Thailand's Pattaya Beach, one of Asia's largest resort areas, is disappearing at the stunning rate of more than 6.5 feet (2 meters) per year, gobbled up by erosion caused by ocean currents and encroaching urban development.
Located on the Gulf of Thailand about 90 miles (150 kilometers) southeast of Bangkok, Pattaya Beach a destination for sun-seekers, golfers and those in search of racy nightlife could disappear in less than five years , Thai scientists are saying, according to the news service Reuters.
"If we do nothing about it, the beach will disappear in the near future you can see that (in) some areas the beach has already gone," Thanawat Jarupongsakul, a marine and coastal erosion expert at Bangkok's Chulalongkorn University, told Reuters.

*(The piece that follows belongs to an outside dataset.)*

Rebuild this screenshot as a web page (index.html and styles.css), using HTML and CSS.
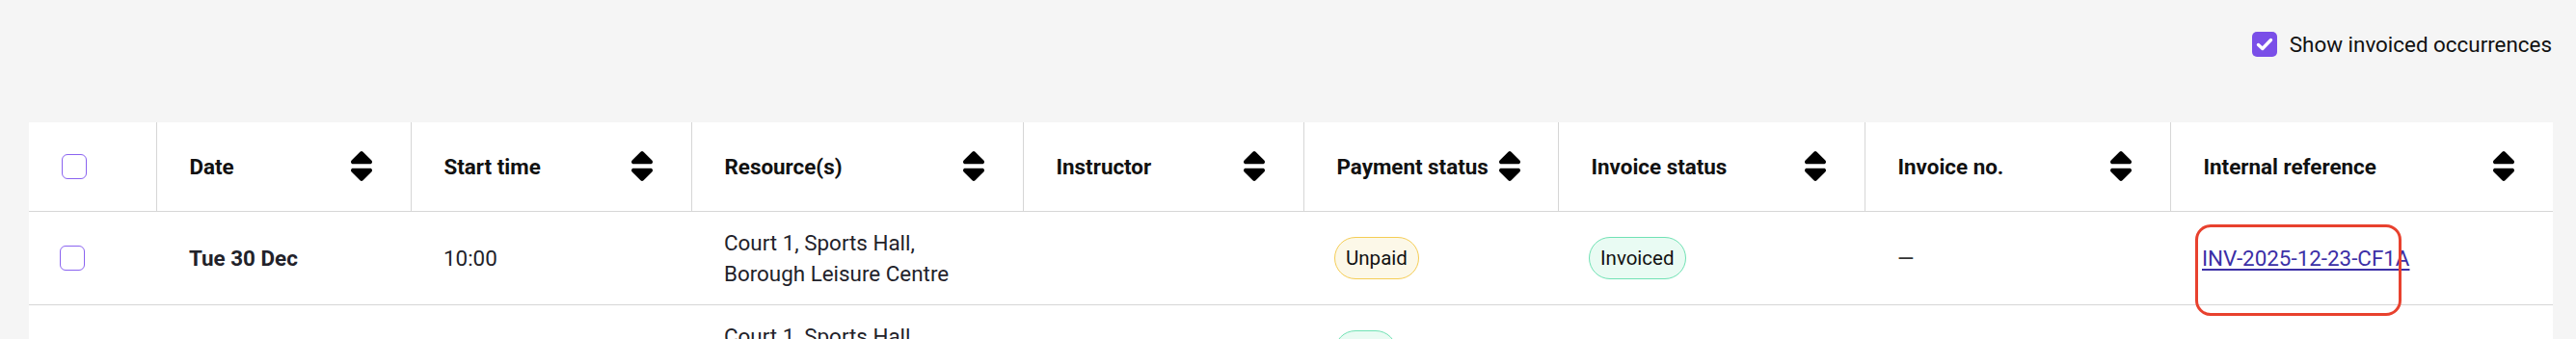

In 1952, beachgoers frolicked on 115 feet (35 meters) of sand. Now 10 to 16 feet (3 to 5 meters) of beach remains.
Thanawat said up to 7.76 million cubic feet (220,000 cubic meters) of sand would be needed to widen the shore. The added sand would extend the beach more than 100 feet (30 m) into the gulf. A further 5.3 million cubic feet (150,000 cubic meters) will be required every 15 years to prevent further shrinking, Reuters reported.
"Many countries have done this," Thanawat said, adding that, in the past, authorities would have built some sort of structure to halt erosion, but an ugly addition to the beach could have many negative effects.
The sand plan could cost more than $19 million (600 million baht).
"If we have (the) budget, I think this project could be finished in one to two years," Thanawat said.